If we are unlucky, just like those in the Middle East who witnessed their democratic and reformist dreams in the Arab Spring wither away, the demand for reform may be hijacked by self-serving populists. Such populist hijackers rail against the ‘corrupt elite’ and talk about ‘draining the swamp’ but appear to deliver principally for themselves and their own special interests, with little respect for democracy.

As with those who broke down the wall that divided Berlin, people power can only be successful when the many come together to deliver collective action in the national interest.

As in East Germany before the fall of the wall, it may take many years before people say ‘enough is enough’.

Perhaps a ‘Berlin Moment’ moment is happening in 2019 in Lebanon where 37 per cent of youths are unemployed and a quarter of those who are able to work are without jobs. In such an extreme situation, the young may have little to lose and much to gain by working together to effect real political and economic reform.

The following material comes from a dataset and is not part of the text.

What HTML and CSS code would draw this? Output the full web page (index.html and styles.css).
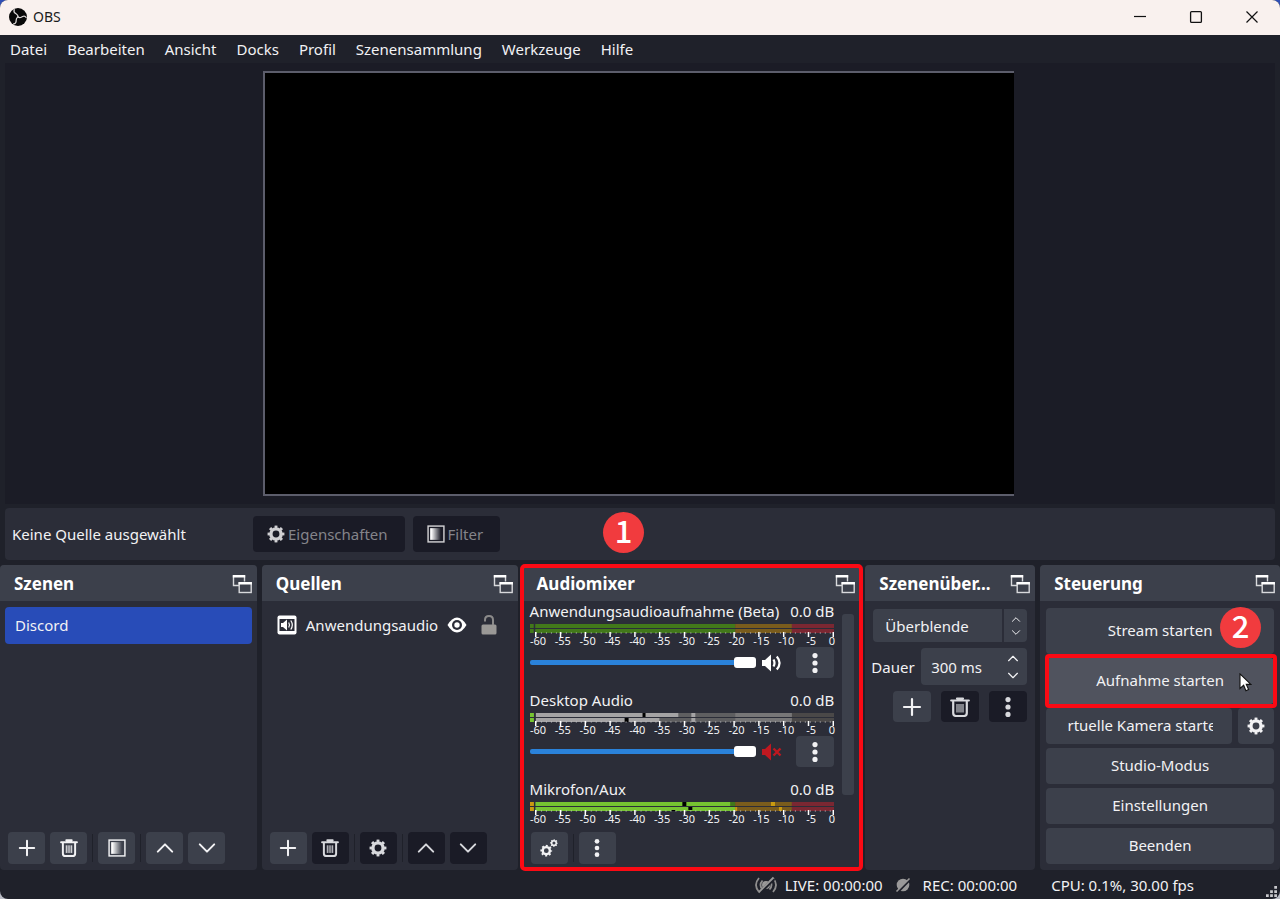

For those peacefully protesting for effective action to prevent catastrophic climate change, the costs of inaction are more than outweighed by the benefits of collective action. The fact that the young are at the forefront of this movement with climate strikes may be because they have the most to lose from business as usual and have the lowest costs of collective action. Unsurprisingly, special interests are trying to shut down such protests; a case of power versus people.

We are at a watershed whether we live in Baghdad, Beirut, or Brisbane. Will the Logic of Collective Action lead us to a system of government that truly delivers for the people? Whatever unfolds, Policy Forum will continue to report on what is happening and analyse what is behind the headlines.